The minister’s study is a gymnasium, a spiritual gymnasium in which each week he exercises, presses forward constantly toward godliness; it is a gymnasium of prayer and the exercise of faith, so that on Sunday he may preach the Word and be a good minister. And, O, it requires so much strength and prayer; each Sunday is to be viewed again as the supreme contest—a contest unto godliness, reaching forth unto the promised hope.
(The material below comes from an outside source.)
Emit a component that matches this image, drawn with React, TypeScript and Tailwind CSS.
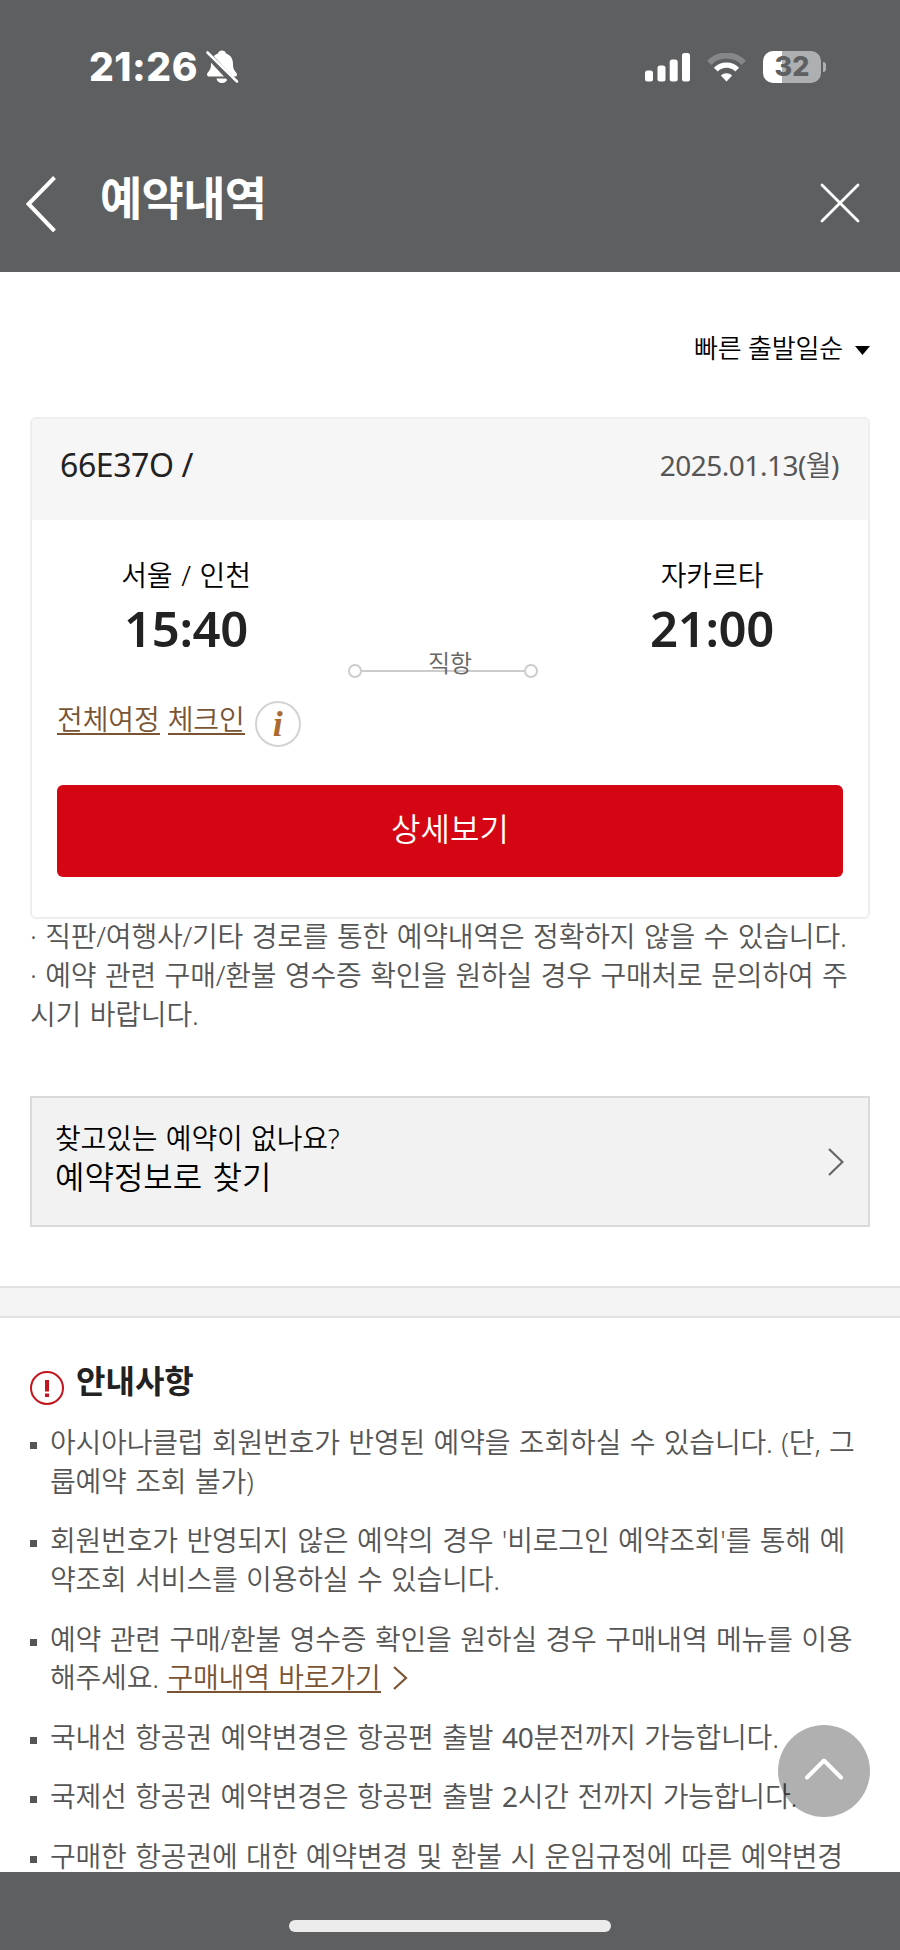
import type { ReactNode } from "react";

function StatusBar() {
  return (
    <div className="flex h-[134px] items-center justify-between pl-[89px] pr-[74px] text-white">
      <div className="flex items-center gap-[7px]">
        <span className="font-[Inter] text-[39px] leading-[134px] font-extrabold tracking-[0.5px]">21:26</span>
        <svg width="34" height="36" viewBox="0 0 34 36" fill="currentColor">
          <path d="M17 1.5c-2 0-3.6 1.2-4 3C8 6.400 6 10 6 15c0 5-1.500 6.500-3.500 9-1 1.300-.5 3.500 1.500 3.500h26c2 0 2.500-2.200 1.500-3.500C29.500 21.500 28 20 28 15c0-5-2-8.600-7-10.500-.4-1.800-2-3-4-3z" />
          <path d="M11.500 29.500h11c-.5 2.800-2.500 4.500-5.500 4.500s-5-1.700-5.500-4.500z" />
          <path d="M0 2.500 30 34.500" stroke="#5e5f61" strokeWidth="6.500" />
          <path d="M2.500 3.500 32 32.500" stroke="currentColor" strokeWidth="2.600" strokeLinecap="round" />
        </svg>
      </div>
      <div className="flex items-center">
        <svg width="45" height="29" viewBox="0 0 45 29" fill="currentColor">
          <rect x="0" y="17.500" width="8" height="11" rx="2.500" />
          <rect x="12.500" y="12.500" width="8" height="16" rx="2.500" />
          <rect x="24.700" y="6.500" width="8" height="22" rx="2.500" />
          <rect x="37" y="0" width="8" height="28.500" rx="2.500" />
        </svg>
        <svg className="ml-[17px]" width="39" height="29" viewBox="0 0 39 29" fill="none" stroke="currentColor">
          <path d="M2.300 9.800a24 24 0 0 1 34.400 0" strokeWidth="6" opacity=".25" />
          <path d="M8.800 16.600a15 15 0 0 1 21.400 0" strokeWidth="5.400" />
          <path d="M19.500 28.500 13.800 22.500a8.500 8.500 0 0 1 11.400 0z" fill="currentColor" stroke="none" />
        </svg>
        <div className="ml-[17px] flex h-8 w-[58px] items-center justify-center overflow-hidden rounded-[10px] bg-linear-to-r from-white from-33% to-[#aeafb0] to-33%">
          <span className="font-[Inter] text-[27px] leading-8 font-extrabold text-[#5e5f61]">32</span>
        </div>
        <div className="ml-[2px] h-[10px] w-[3px] rounded-r-full bg-[#aeafb0]" />
      </div>
    </div>
  );
}

function TitleBar() {
  return (
    <div className="flex h-[138px] items-start pt-[39px] pl-[26px] pr-[40px] text-white">
      <svg className="mt-[3px]" width="30" height="56" viewBox="0 0 30 56" fill="none" stroke="currentColor" strokeWidth="4">
        <path d="M28.500 1.500 2.500 28l26 27" />
      </svg>
      <h1 className="-mt-[1px] ml-[44px] flex-1 text-[46px] leading-[50px] font-bold tracking-[-0.7px]">예약내역</h1>
      <svg className="mt-[10px]" width="40" height="40" viewBox="0 0 40 40" fill="none" stroke="currentColor" strokeWidth="2.800" strokeLinecap="round">
        <path d="M2 2l36 36M38 2 2 38" />
      </svg>
    </div>
  );
}

function Place({ name, time }: { name: string; time: string }) {
  return (
    <div className="flex w-[200px] flex-col items-center">
      <span className="text-[28px] leading-[40px] font-[350] tracking-[-0.1px] text-black [word-spacing:1.500px]">{name}</span>
      <span className="mt-[3px] text-[49px] leading-[60px] font-semibold tracking-[-0.3px] text-[#222]">{time}</span>
    </div>
  );
}

function FlightCard() {
  return (
    <div className="h-[502px] overflow-hidden rounded-[6px] border-2 border-[#eee]">
      <div className="flex h-[101px] items-center justify-between bg-[#f6f6f6] pr-[29px] pl-[28px] pb-[10px]">
        <span className="text-[32px] tracking-[-0.400px] text-[#222]">66E37O /</span>
        <span className="text-[28px] font-[350] tracking-[-0.500px] text-[#555]">
          <span className="font-normal">2025.01.13(</span>월<span className="font-normal">)</span>
        </span>
      </div>
      <div className="flex h-[175px] justify-between pt-[35px] pr-[56px] pl-[54px]">
        <Place name="서울 / 인천" time="15:40" />
        <div className="relative mt-[102px] mr-[12px] flex h-[28px] w-[190px] items-center">
          <div className="size-[14px] rounded-full border-2 border-[#ccc]" />
          <div className="h-[2px] flex-1 bg-[#ccc]" />
          <div className="size-[14px] rounded-full border-2 border-[#ccc]" />
          <span className="absolute inset-x-0 top-[-10px] pl-[14px] text-center text-[24px] leading-[32px] font-[350] text-[#666]">직항</span>
        </div>
        <Place name="자카르타" time="21:00" />
      </div>
      <div className="flex h-[90px] items-start pl-[25px] text-[28px] leading-[40px] font-[350] tracking-[-0.1px] text-[#7a5433]">
        <a className="mt-[5px] h-[35px] border-b-2 border-[#7a5433] leading-[39px]">전체여정</a>
        <a className="mt-[5px] ml-[8px] h-[35px] border-b-2 border-[#7a5433] leading-[39px]">체크인</a>
        <span className="mt-[6px] ml-[10px] flex size-[46px] items-center justify-center rounded-full border-2 border-[#d3d3d3] font-['Liberation_Serif'] text-[36px] leading-none font-bold text-[#ab6a30] italic">
          i
        </span>
      </div>
      <button className="mx-[25px] h-[92px] w-[786px] rounded-[6px] bg-[#d50614] pb-[5px] text-[32px] font-[350] text-white">
        상세보기
      </button>
    </div>
  );
}

function Notice({ children }: { children: ReactNode }) {
  return (
    <li className="mb-[20.600px] flex">
      <span className="mt-[19px] mr-[13px] size-[7px] shrink-0 bg-[#555]" />
      <p className="whitespace-nowrap">{children}</p>
    </li>
  );
}

export default function App() {
  return (
    <div className="relative flex h-[1950px] w-[900px] flex-col overflow-hidden bg-white font-['Noto_Sans','Noto_Sans_CJK_KR',sans-serif]">
      <header className="h-[272px] shrink-0 bg-[#5e5f61]">
        <StatusBar />
        <TitleBar />
      </header>

      <main className="h-[1600px] shrink-0 overflow-hidden bg-white">
        <div className="flex h-[145px] items-center justify-end gap-[12px] pr-[30px] text-black">
          <span className="mt-[8px] text-[26px] font-[350] tracking-[-0.2px]">빠른 출발일순</span>
          <svg className="mt-[11px]" width="15" height="9" viewBox="0 0 15 9">
            <path d="M0 0h15L7.500 9z" />
          </svg>
        </div>

        <section className="px-[30px]">
          <FlightCard />
          <p className="-mt-[2px] text-[28px] leading-[38.900px] font-[350] tracking-[-0.2px] whitespace-nowrap text-[#555] [word-spacing:1.500px]">
            · 직판/여행사/기타 경로를 통한 예약내역은 정확하지 않을 수 있습니다.
            <br />· 예약 관련 구매/환불 영수증 확인을 원하실 경우 구매처로 문의하여 주
            <br />
            시기 바랍니다.
          </p>

          <a className="mt-[62px] flex h-[131px] items-center justify-between border-2 border-[#dadada] bg-[#f2f2f2] pr-[24px] pl-[23px] text-black">
            <span className="flex flex-col pb-[7px] font-[350]">
              <span className="text-[28px] leading-[38px] tracking-[-0.2px] [word-spacing:1.500px]">찾고있는 예약이 없나요?</span>
              <span className="text-[32px] leading-[40px] [word-spacing:2px]">예약정보로 찾기</span>
            </span>
            <svg className="mt-[2px]" width="16" height="28" viewBox="0 0 16 28" fill="none" stroke="#666" strokeWidth="2.200">
              <path d="M1 1l13.500 13L1 27" />
            </svg>
          </a>
        </section>

        <div className="mt-[59px] h-[32px] border-y-2 border-[#e2e2e2] bg-[#f4f4f4]" />

        <section className="px-[30px] pt-[41px]">
          <div className="flex h-[64px] items-start">
            <svg className="mt-[12px]" width="34" height="34" viewBox="0 0 34 34" fill="none" stroke="#c4151c">
              <circle cx="17" cy="17" r="16" strokeWidth="2" />
              <path d="M17 9v11.500M17 22.500v3.500" strokeWidth="4" />
            </svg>
            <h2 className="ml-[12px] text-[32px] leading-[44px] font-semibold text-[#222]">안내사항</h2>
          </div>
          <ul className="text-[28px] leading-[38.900px] font-[350] tracking-[-0.2px] text-[#555] [word-spacing:1.500px]">
            <Notice>
              아시아나클럽 회원번호가 반영된 예약을 조회하실 수 있습니다. (단, 그
              <br />
              룹예약 조회 불가)
            </Notice>
            <Notice>
              회원번호가 반영되지 않은 예약의 경우 '비로그인 예약조회'를 통해 예
              <br />
              약조회 서비스를 이용하실 수 있습니다.
            </Notice>
            <Notice>
              예약 관련 구매/환불 영수증 확인을 원하실 경우 구매내역 메뉴를 이용
              <br />
              해주세요.{" "}
              <a className="inline-block h-[35px] border-b-2 border-[#7a5433] align-top text-[#7a5433]">구매내역 바로가기</a>
              <svg className="mb-[5px] ml-[12px] inline-block" width="15" height="24" viewBox="0 0 15 24" fill="none" stroke="#7a5433" strokeWidth="2.200">
                <path d="M1 1l12 11L1 23" />
              </svg>
            </Notice>
            <Notice>
              국내선 항공권 예약변경은 항공편 출발 <span className="font-normal">40</span>분전까지 가능합니다.
            </Notice>
            <Notice>
              국제선 항공권 예약변경은 항공편 출발 <span className="font-normal">2</span>시간 전까지 가능합니다.
            </Notice>
            <Notice>구매한 항공권에 대한 예약변경 및 환불 시 운임규정에 따른 예약변경</Notice>
          </ul>
        </section>
      </main>

      {/* Scroll to top */}
      <button className="absolute right-[30px] bottom-[133px] flex size-[92px] items-center justify-center rounded-full bg-black/31">
        <svg className="mb-[5px]" width="40" height="24" viewBox="0 0 40 24" fill="none" stroke="#fff" strokeWidth="4" strokeLinecap="round" strokeLinejoin="round">
          <path d="M3 20.500 20 3.500l17 17" />
        </svg>
      </button>

      <footer className="flex h-[78px] shrink-0 items-start justify-center bg-[#5e5f61] pt-[48px]">
        <div className="h-[12px] w-[322px] rounded-full bg-[#ebebeb]" />
      </footer>
    </div>
  );
}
There are physical gymnasts in the world. It is sometimes called physical culture; the Greeks spoke of the perfect body, the perfect development of all the potentialities of the body. The world has its “Mr. America” and our “Miss America.” No one will deny that the development of a strong and healthy body does have merit. It has some profit, only the profit is a “little.” The term little may mean a “little while” (James 4:14) or it may mean a little profit. We do not believe that Paul here refers to the spiritual and mental gymnastics of the ascetic, the man who inflicts with pain his body. In the first place, Paul does not call sucherror profitable, I would say: not even a “little.” Besides, the entire idea of the term Gymnastics refers to the arena, the world of contests in the games. This all, purely as physical development, has value for this life, and then only for a little while. We all fade and die like flowers that grow in beauty; the strongest and most robust man is soon cut off. But in the spiritual gymnasium of study and prayer, rooted in faith, there is great gain, both for this life and for the life to come. Well may we be busy in this activity—in the study. The first duty in the office of the minister is prayer!